I Care a Lot ending – What happens next?

Oh, yeah, they make their money. Marla is on every news and business cable channel that will take her in for a 15-minute spot on how she conquered the boys club and became a success by caring for people when no one else would. The problem is she just can’t get away clean. She caused such a reprehensible problem, basically kidnapping older adult men and women, bleeding them dry, and leaving them and their families with nothing. The conventional rules of most crime films are that someone has to pay for their crimes.

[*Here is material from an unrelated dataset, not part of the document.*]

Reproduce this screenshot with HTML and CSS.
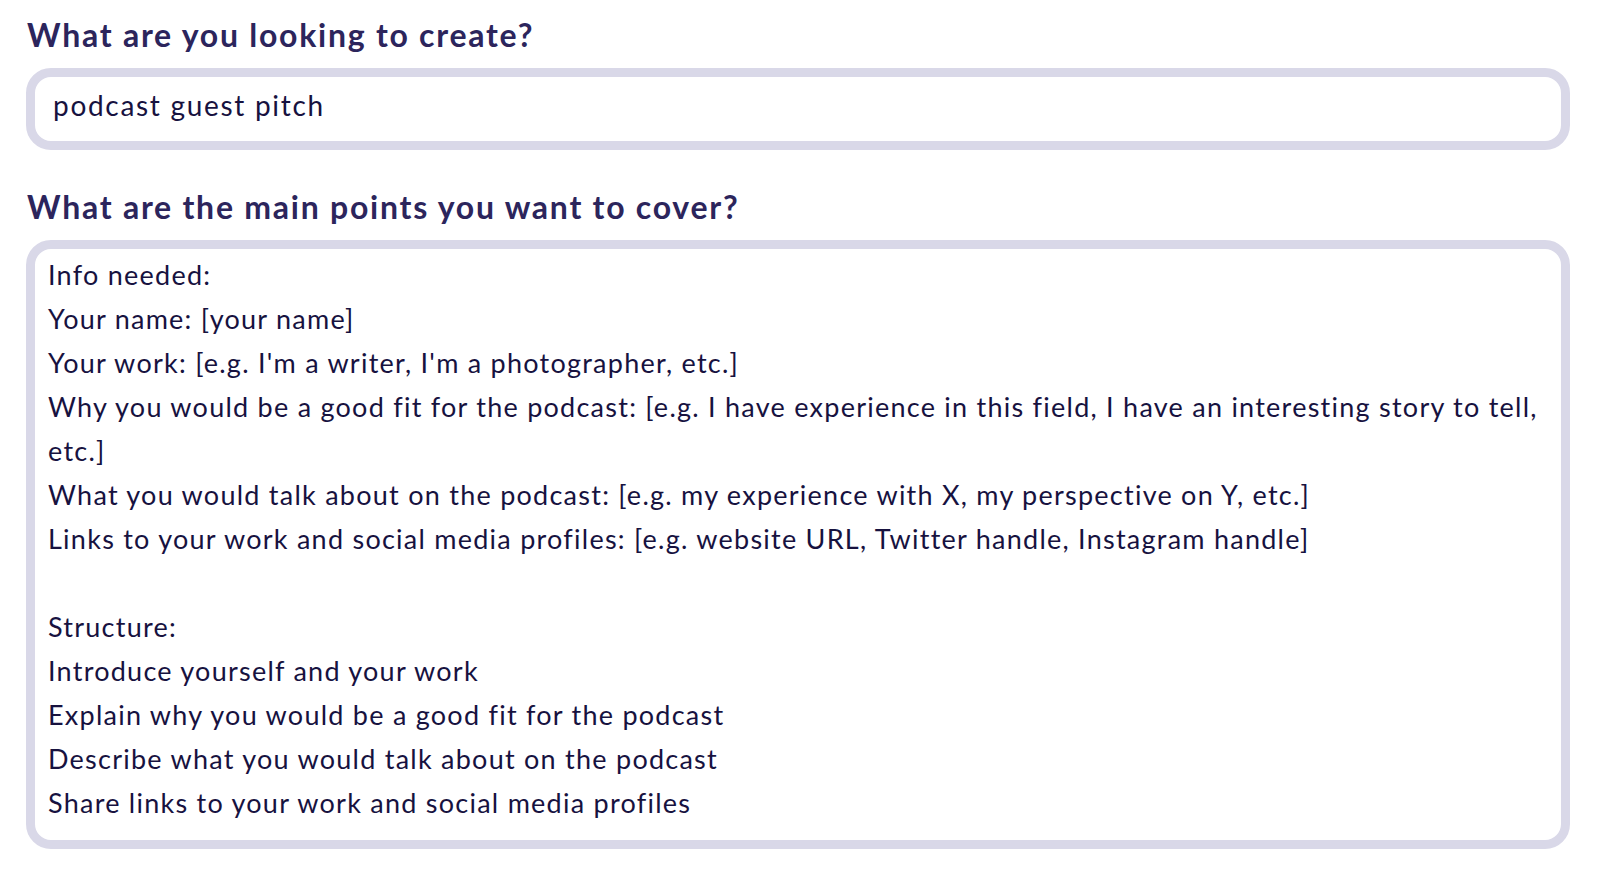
FILE: index.html
```html
<!DOCTYPE html>
<html>
<head>
<meta charset="utf-8">
<link rel="stylesheet" href="styles.css">
</head>
<body>
<div class="page">
  <section class="field">
    <h2 class="label">What are you looking to create?</h2>
    <div class="box input">podcast guest pitch</div>
  </section>
  <section class="field">
    <h2 class="label">What are the main points you want to cover?</h2>
    <div class="box area">
      <div class="line">Info needed:</div>
      <div class="line">Your name: [your name]</div>
      <div class="line">Your work: [e.g. I'm a writer, I'm a photographer, etc.]</div>
      <div class="line">Why you would be a good fit for the podcast: [e.g. I have experience in this field, I have an interesting story to tell, etc.]</div>
      <div class="line">What you would talk about on the podcast: [e.g. my experience with X, my perspective on Y, etc.]</div>
      <div class="line">Links to your work and social media profiles: [e.g. website URL, Twitter handle, Instagram handle]</div>
      <div class="line blank">&nbsp;</div>
      <div class="line">Structure:</div>
      <div class="line">Introduce yourself and your work</div>
      <div class="line">Explain why you would be a good fit for the podcast</div>
      <div class="line">Describe what you would talk about on the podcast</div>
      <div class="line">Share links to your work and social media profiles</div>
    </div>
  </section>
</div>
</body>
</html>
```

FILE: styles.css
```css
html, body {
  margin: 0;
  padding: 0;
  background: #ffffff;
}
.page {
  padding: 14px 30px 0 26px;
  font-family: "Lato", "Noto Sans", sans-serif;
}
.field {
  display: flex;
  flex-direction: column;
}
.label {
  margin: 0 0 12px 1px;
  font-size: 32px;
  font-weight: 700;
  line-height: 42px;
  letter-spacing: 1.75px;
  color: #2c255c;
}
.box {
  border: 9px solid #d9d8e8;
  border-radius: 25px;
  background: #ffffff;
  color: #17123f;
  font-weight: 400;
}
.input {
  height: 82px;
  box-sizing: border-box;
  padding: 6px 18px 0 18px;
  font-size: 28px;
  line-height: 44px;
  letter-spacing: 1.7px;
  margin-bottom: 36px;
}
.area {
  padding: 4px 12px 15px 13px;
  font-size: 27px;
  line-height: 44px;
  letter-spacing: 1.25px;
}
```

Marla was never one to practice self-care and the burn-out rate for caregivers is extremely high. So, on cue, the son of the woman she bilked out of hundreds of thousands of dollars who we saw at the beginning of the film comes up and shoots her in the chest just as she left a local television studio. She is left on the sidewalk, bleeding out, and dies a few seconds later.

Well, at least she died rich and doing what she loved.